40 years, 40 minutes: Olympian to run Boston Marathon
April 12, 2019
When Joan Benoit Samuelson ’79 returned to campus after winning the Boston Marathon the spring of her senior year, she received a standing ovation in Thorne Hall, then the senior center. Sweaty and tired from her 2:35:15 finish, she soon learned that much of campus had watched her on television as she crossed the finish line in a Bowdoin singlet.
“The applause was memorable and certainly moving because I didn’t realize that everybody had taken notice of what I had done,” she said. “It was sort of my thing, my challenge. And I still [run marathons] today to challenge myself.”
On Monday, Samuelson, at 61 years old, will run the Boston Marathon again, with hopes of finishing within 40 minutes of her time 40 years ago.
Samuelson began running her sophomore year of high school as a way to rehabilitate her leg after weeks on crutches from a slalom ski race accident. She continued at Bowdoin while also playing field hockey. Seeing as there was not a women’s cross country team, Samuelson trained with the men’s team and with anyone else who could keep up with her times.
“I ran with the guys. I ran longer runs with the football coach and Sam Butcher, who was a chemistry and environmental studies professor, and a guy by the name of Charlie Gordon, who coached periodically at Bowdoin,” she said.

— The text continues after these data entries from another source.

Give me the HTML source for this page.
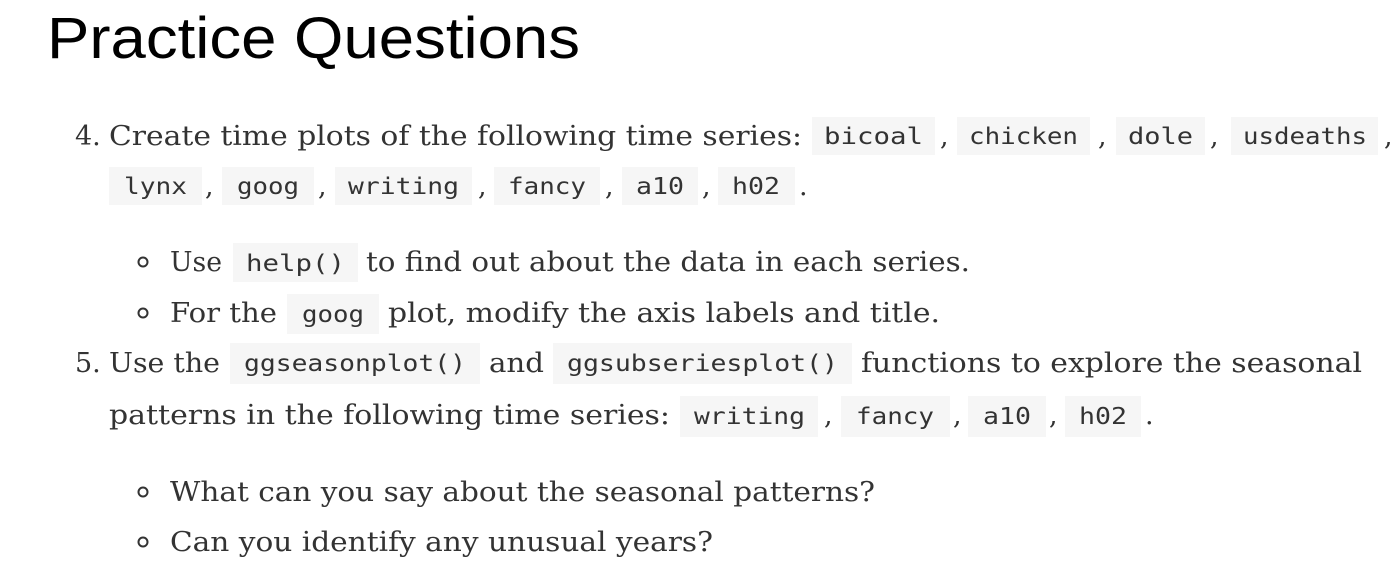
<!DOCTYPE html>
<html><head><meta charset="utf-8"><style>
html,body{margin:0;padding:0;background:#fff;width:1399px;height:582px;overflow:hidden}
.s{font-family:"DejaVu Serif","Liberation Serif",serif;font-size:27px;fill:#333}
.m{font-family:"DejaVu Sans Mono","Liberation Mono",monospace;font-size:23px;fill:#333}
.t{font-family:"Liberation Sans",sans-serif;font-size:58px;fill:#000}
</style></head><body>
<svg width="1399" height="582" xmlns="http://www.w3.org/2000/svg">
<text class="t" x="47" y="58" textLength="533" lengthAdjust="spacingAndGlyphs">Practice Questions</text>
<g fill="#f6f6f6">
<rect x="812" y="117" width="123" height="38"/><rect x="957" y="117" width="133" height="38"/><rect x="1116" y="117" width="89" height="38"/><rect x="1231" y="117" width="147" height="38"/>
<rect x="109" y="167" width="93" height="38"/><rect x="222" y="167" width="92" height="38"/><rect x="335" y="167" width="137" height="38"/><rect x="494" y="167" width="106" height="38"/><rect x="622" y="167" width="76" height="38"/><rect x="718" y="167" width="77" height="38"/>
<rect x="233" y="243" width="125" height="39"/><rect x="287" y="294" width="92" height="40"/>
<rect x="230" y="343" width="250" height="41"/><rect x="553" y="343" width="299" height="41"/>
<rect x="680" y="396" width="138" height="41"/><rect x="841" y="396" width="109" height="41"/><rect x="968" y="396" width="78" height="41"/><rect x="1065" y="396" width="76" height="41"/>
</g>
<g fill="none" stroke="#333" stroke-width="2">
<circle cx="143" cy="262" r="4.5"/><circle cx="143" cy="313" r="4.5"/><circle cx="143" cy="492" r="4.5"/><circle cx="143" cy="542" r="4.5"/>
</g>
<text class="s" x="75" y="145">4.</text>
<text class="s" x="109" y="145" textLength="693" lengthAdjust="spacingAndGlyphs">Create time plots of the following time series:</text>
<text class="m" x="824" y="144" textLength="99" lengthAdjust="spacingAndGlyphs">bicoal</text><text class="s" x="940" y="145">,</text>
<text class="m" x="969" y="144" textLength="109" lengthAdjust="spacingAndGlyphs">chicken</text><text class="s" x="1098" y="145">,</text>
<text class="m" x="1128" y="144" textLength="65" lengthAdjust="spacingAndGlyphs">dole</text><text class="s" x="1210" y="145">,</text>
<text class="m" x="1243" y="144" textLength="124" lengthAdjust="spacingAndGlyphs">usdeaths</text><text class="s" x="1384" y="145">,</text>
<text class="m" x="124" y="194" textLength="63" lengthAdjust="spacingAndGlyphs">lynx</text><text class="s" x="205" y="195">,</text>
<text class="m" x="237" y="194" textLength="62" lengthAdjust="spacingAndGlyphs">goog</text><text class="s" x="318" y="195">,</text>
<text class="m" x="348" y="194" textLength="111" lengthAdjust="spacingAndGlyphs">writing</text><text class="s" x="478" y="195">,</text>
<text class="m" x="508" y="194" textLength="78" lengthAdjust="spacingAndGlyphs">fancy</text><text class="s" x="605" y="195">,</text>
<text class="m" x="636" y="194" textLength="48" lengthAdjust="spacingAndGlyphs">a10</text><text class="s" x="702" y="195">,</text>
<text class="m" x="732" y="194" textLength="48" lengthAdjust="spacingAndGlyphs">h02</text><text class="s" x="799" y="195">.</text>
<text class="s" x="170" y="271" textLength="52" lengthAdjust="spacingAndGlyphs">Use</text>
<text class="m" x="246" y="271" textLength="99" lengthAdjust="spacingAndGlyphs">help()</text>
<text class="s" x="366" y="271" textLength="604" lengthAdjust="spacingAndGlyphs">to find out about the data in each series.</text>
<text class="s" x="170" y="322" textLength="107" lengthAdjust="spacingAndGlyphs">For the</text>
<text class="m" x="302" y="322" textLength="62" lengthAdjust="spacingAndGlyphs">goog</text>
<text class="s" x="388" y="322" textLength="552" lengthAdjust="spacingAndGlyphs">plot, modify the axis labels and title.</text>
<text class="s" x="75" y="372">5.</text>
<text class="s" x="109" y="372" textLength="111" lengthAdjust="spacingAndGlyphs">Use the</text>
<text class="m" x="244" y="371" textLength="222" lengthAdjust="spacingAndGlyphs">ggseasonplot()</text>
<text class="s" x="489" y="372" textLength="55" lengthAdjust="spacingAndGlyphs">and</text>
<text class="m" x="567" y="371" textLength="271" lengthAdjust="spacingAndGlyphs">ggsubseriesplot()</text>
<text class="s" x="861" y="372" textLength="501" lengthAdjust="spacingAndGlyphs">functions to explore the seasonal</text>
<text class="s" x="109" y="424" textLength="561" lengthAdjust="spacingAndGlyphs">patterns in the following time series:</text>
<text class="m" x="694" y="424" textLength="111" lengthAdjust="spacingAndGlyphs">writing</text><text class="s" x="824" y="424">,</text>
<text class="m" x="856" y="424" textLength="78" lengthAdjust="spacingAndGlyphs">fancy</text><text class="s" x="953" y="424">,</text>
<text class="m" x="983" y="424" textLength="48" lengthAdjust="spacingAndGlyphs">a10</text><text class="s" x="1049" y="424">,</text>
<text class="m" x="1079" y="424" textLength="48" lengthAdjust="spacingAndGlyphs">h02</text><text class="s" x="1145" y="424">.</text>
<text class="s" x="170" y="501" textLength="705" lengthAdjust="spacingAndGlyphs">What can you say about the seasonal patterns?</text>
<text class="s" x="170" y="551" textLength="543" lengthAdjust="spacingAndGlyphs">Can you identify any unusual years?</text>
</svg>
</body></html>
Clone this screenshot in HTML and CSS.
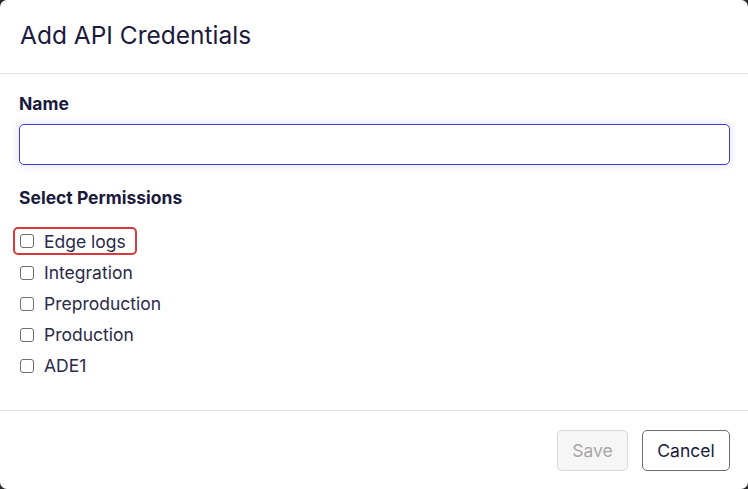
FILE: index.html
```html
<!DOCTYPE html>
<html lang="en">
<head>
<meta charset="utf-8">
<title>Add API Credentials</title>
<link rel="stylesheet" href="styles.css">
</head>
<body>
<div class="modal">
  <div class="modal-header">
    <h1 class="modal-title">Add API Credentials</h1>
  </div>
  <div class="modal-body">
    <label class="field-label" for="name">Name</label>
    <input class="text-input" id="name" type="text">
    <div class="section-label">Select Permissions</div>
    <ul class="perm-list">
      <li class="perm-row highlighted"><span class="check"></span><span class="perm-text">Edge logs</span></li>
      <li class="perm-row"><span class="check"></span><span class="perm-text">Integration</span></li>
      <li class="perm-row"><span class="check"></span><span class="perm-text">Preproduction</span></li>
      <li class="perm-row"><span class="check"></span><span class="perm-text">Production</span></li>
      <li class="perm-row"><span class="check"></span><span class="perm-text">ADE1</span></li>
    </ul>
  </div>
  <div class="modal-footer">
    <button class="btn btn-disabled" type="button">Save</button>
    <button class="btn btn-outline" type="button">Cancel</button>
  </div>
</div>
</body>
</html>
```

FILE: styles.css
```css
* { box-sizing: border-box; }
html, body { margin: 0; padding: 0; }
body {
  background: #2a2a2a;
  font-family: Inter, "Noto Sans", sans-serif;
  color: #1b1a3c;
  width: 748px;
  height: 489px;
  overflow: hidden;
}
.modal {
  width: 748px;
  height: 489px;
  background: #fff;
  border-radius: 7px;
  display: flex;
  flex-direction: column;
}
.modal-header {
  padding: 20px 20px 0 20px;
  height: 74px;
  border-bottom: 1px solid #e2e2e6;
}
.modal-title {
  margin: 0;
  font-size: 24.5px;
  font-weight: 400;
  line-height: 30px;
  color: #1b1a3c;
}
.modal-body {
  padding: 18px 18px 0 19px;
  height: 337px;
  border-bottom: 1px solid #e2e2e6;
}
.field-label, .section-label {
  display: block;
  font-size: 17.5px;
  font-weight: 700;
  line-height: 24px;
  color: #1b1a3c;
}
.text-input {
  display: block;
  margin-top: 8px;
  width: 711px;
  height: 41px;
  border: 1px solid #3e3fc8;
  border-radius: 5px;
  box-shadow: 0 0 6px 2px rgba(90, 100, 230, 0.14);
  outline: none;
  font: inherit;
  padding: 0 12px;
}
.section-label { margin-top: 21px; }
.perm-list {
  list-style: none;
  margin: 17px 0 0 0;
  padding: 0;
}
.perm-row {
  display: flex;
  align-items: center;
  gap: 10px;
  height: 31px;
  padding-left: 1px;
  font-size: 17.5px;
  color: #2b2a4a;
}
.perm-row.highlighted {
  width: 124px;
  height: 28px;
  margin: 2px 0 2px -6px;
  padding-left: 5px;
  border: 2px solid #d63a3f;
  border-radius: 5px;
}
.check {
  width: 14px;
  height: 14px;
  border: 1px solid #6e6e72;
  border-radius: 3px;
  background: #fff;
  flex: none;
}
.modal-footer {
  flex: 1;
  display: flex;
  justify-content: flex-end;
  align-items: flex-start;
  gap: 14px;
  padding: 19px 18px 0 0;
}
.btn {
  height: 41px;
  padding: 0;
  font: inherit;
  font-size: 17.5px;
  border-radius: 5px;
  background: #fff;
}
.btn-disabled {
  width: 71px;
  background: #f6f6f6;
  border: 1px solid #d9d9d9;
  color: #a6a6a6;
}
.btn-outline {
  width: 88px;
  border: 1px solid #6c6c76;
  color: #1b1a3c;
}
```
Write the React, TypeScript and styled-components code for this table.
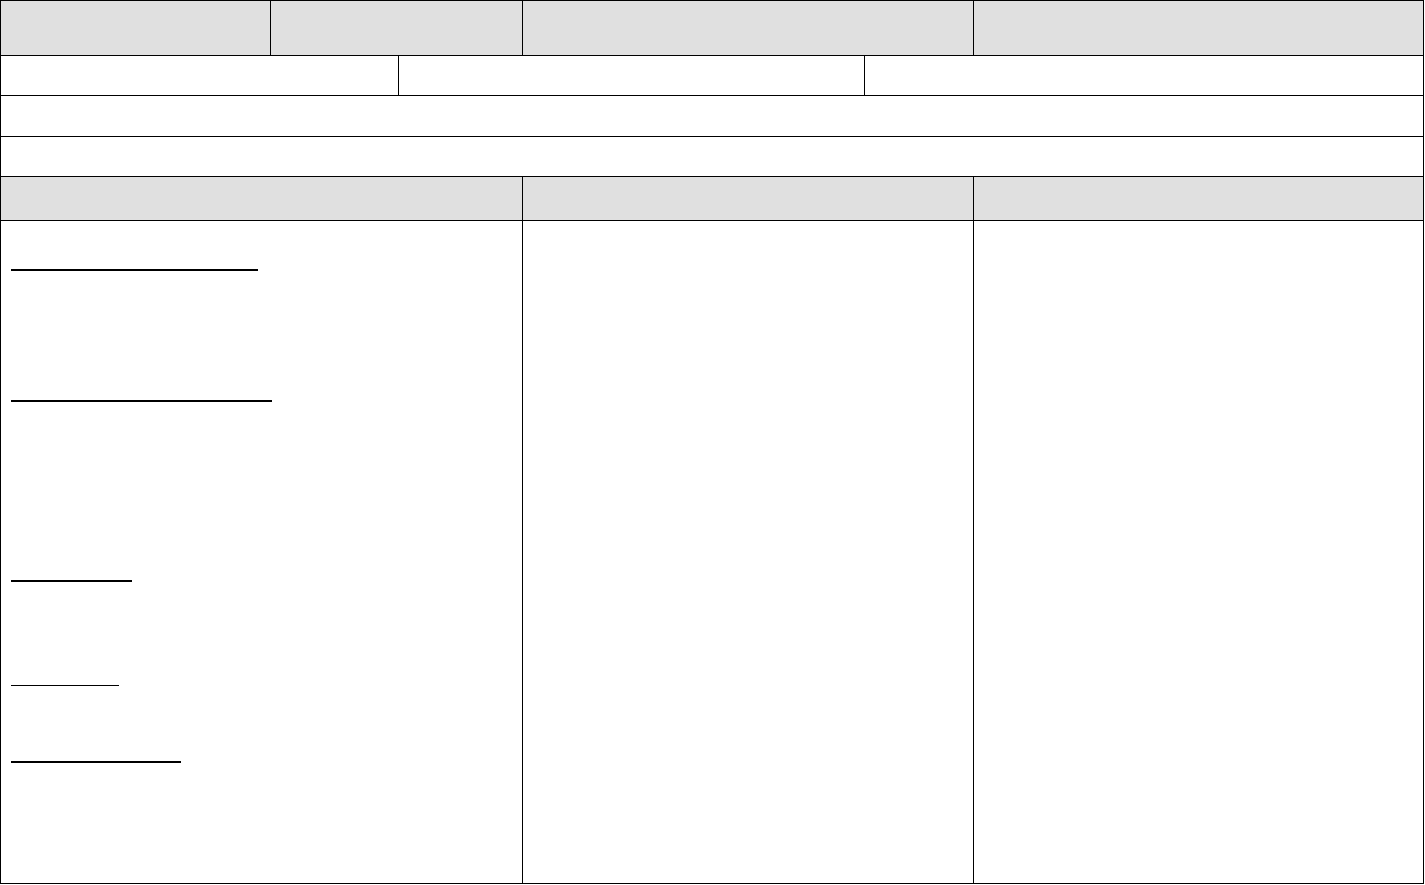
import { ReactElement } from 'react'
import styled, { createGlobalStyle } from 'styled-components'

const GlobalStyle = createGlobalStyle`
  html,
  body {
    margin: 0;
    padding: 0;
    background: #ffffff;
    font-family: 'Liberation Sans', Arial, sans-serif;
  }
`

interface IRowProps {
  $cols: string
  $height: number
}

interface ICellProps {
  $shaded?: boolean
}

interface IBlankProps {
  $width: number
  $gap: number
  $bold?: boolean
}

const Sheet = styled.div`
  display: flex;
  flex-direction: column;
  width: 1424px;
  box-sizing: border-box;
  border-left: 1px solid #000;
  border-top: 1px solid #000;
`

const Row = styled.div<IRowProps>`
  display: grid;
  grid-template-columns: ${p => p.$cols};
  height: ${p => p.$height}px;
`

const Cell = styled.div<ICellProps>`
  box-sizing: border-box;
  border-right: 1px solid #000;
  border-bottom: 1px solid #000;
  background: ${p => (p.$shaded ? '#e0e0e0' : '#ffffff')};
  font-size: 15px;
  color: #000;
`

const FieldList = styled(Cell)`
  display: flex;
  flex-direction: column;
  align-items: flex-start;
  padding-left: 10px;
`

// blank answer line, the thick ones are bold underlines in the source form
const Blank = styled.span<IBlankProps>`
  display: block;
  width: ${p => p.$width}px;
  height: 0;
  margin-top: ${p => p.$gap}px;
  border-bottom: ${p => (p.$bold ? 2 : 1)}px solid #000;
`

const blanks = [
  { width: 247, gap: 48, bold: true },
  { width: 261, gap: 129, bold: true },
  { width: 121, gap: 178, bold: true },
  { width: 108, gap: 103, bold: false },
  { width: 170, gap: 75, bold: true },
]

const App = (): ReactElement => {
  return (
    <>
      <GlobalStyle />
      <Sheet>
        <Row $cols="270px 252px 451px 450px" $height={55}>
          <Cell $shaded />
          <Cell $shaded />
          <Cell $shaded />
          <Cell $shaded />
        </Row>

        <Row $cols="398px 466px 559px" $height={40}>
          <Cell />
          <Cell />
          <Cell />
        </Row>

        <Row $cols="1423px" $height={41}>
          <Cell />
        </Row>

        <Row $cols="1423px" $height={40}>
          <Cell />
        </Row>

        <Row $cols="522px 451px 450px" $height={44}>
          <Cell $shaded />
          <Cell $shaded />
          <Cell $shaded />
        </Row>

        <Row $cols="522px 451px 450px" $height={663}>
          <FieldList>
            {blanks.map((blank, i) => (
              <Blank
                key={i}
                $width={blank.width}
                $gap={blank.gap}
                $bold={blank.bold}
              />
            ))}
          </FieldList>
          <Cell />
          <Cell />
        </Row>
      </Sheet>
    </>
  )
}

export default App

After her first year at Bowdoin, Samuelson accepted a scholarship to run at North Carolina State, where she stayed until her junior spring. When she returned to Brunswick, she kept training on her own and occasionally with a team out of Cambridge called the Athletic Club, increasing her mileage and intensity.
Despite her Olympic-level athleticism, Samuelson was demoted to the Bowdoin junior varsity field hockey team after showing up exhausted to a field hockey game against Colby after winning a half marathon in Portland, where she beat the woman who was considered the best female distance runner in New England at the time.
“Back then you couldn’t substitute players except at half time and [my coach] Sally LaPointe pulled me off the field and benched me because I was so tired that I could hardly move off the line,” Samuelson said. “She did the right thing, and I learned a lot on that team, but then I realized that I should just follow my heart and pursue running.”
And so she did. Samuelson won the first Olympic women’s marathon at the 1984 Los Angeles Games. She set a world best of 2:22:43 in the 1983 Boston Marathon. Two years later, she ran the Chicago Marathon even faster, with a time of 2:21:21. More recently, she won the Veterans (50-59) Division at the 2011, 2013 and 2014 Boston Marathons, setting a Veteran’s record of 2:50:29 in 2013.
The challenge of running faster and further kept Samuelson going. She is a member of the National Distance Running Hall of Fame, the Maine Women’s Hall of Fame, the National Track and Field Hall of Fame, the USATF Masters Hall of Fame and the L.A. Memorial Coliseum’s Court of Honor.
“It’s really all about passion. I’m as passionate about running now as I was back then, and that’s what keeps me running,” she said.
A resident of Freeport, Samuelson has kept running at Bowdoin as well, occasionally joining in on practices with the Bowdoin cross country and track teams.
“I probably gain more inspiration from the Bowdoin runners now than they gain from me,” Samuelson said. “They keep me young, and they probably all run faster than I run.”
Samuelson’s longer runs take her from her home in Freeport and around Pickard Field. As a member of the Board of Trustees, she comes to campus often for meetings. Her roommates from college are still her closest friends, once her teammates on the field hockey team and now her ski buddies and neighbors down the street.
Although Samuelson is sure that she would have begun running marathons even if she hadn’t gone to Bowdoin, she is grateful for the College’s running community and its proximity to Boston, the main reason why she ran the Boston Marathon in 1979.
“I didn’t fully appreciate the history of the Boston Marathon. I knew all about the Boston Marathon, but I didn’t realize how steeped in tradition it was,” she said. “And now for me personally, there’s a lot of history in that course.”
Will she wear the same Bowdoin singlet on Monday?
“I just want to make it to the starting line and then I’ll decide,” she said. “At my age, I’m pushing the envelope. You never know what will happen. Finishing, that’s the goal, that’s the hope, that’s the desire.”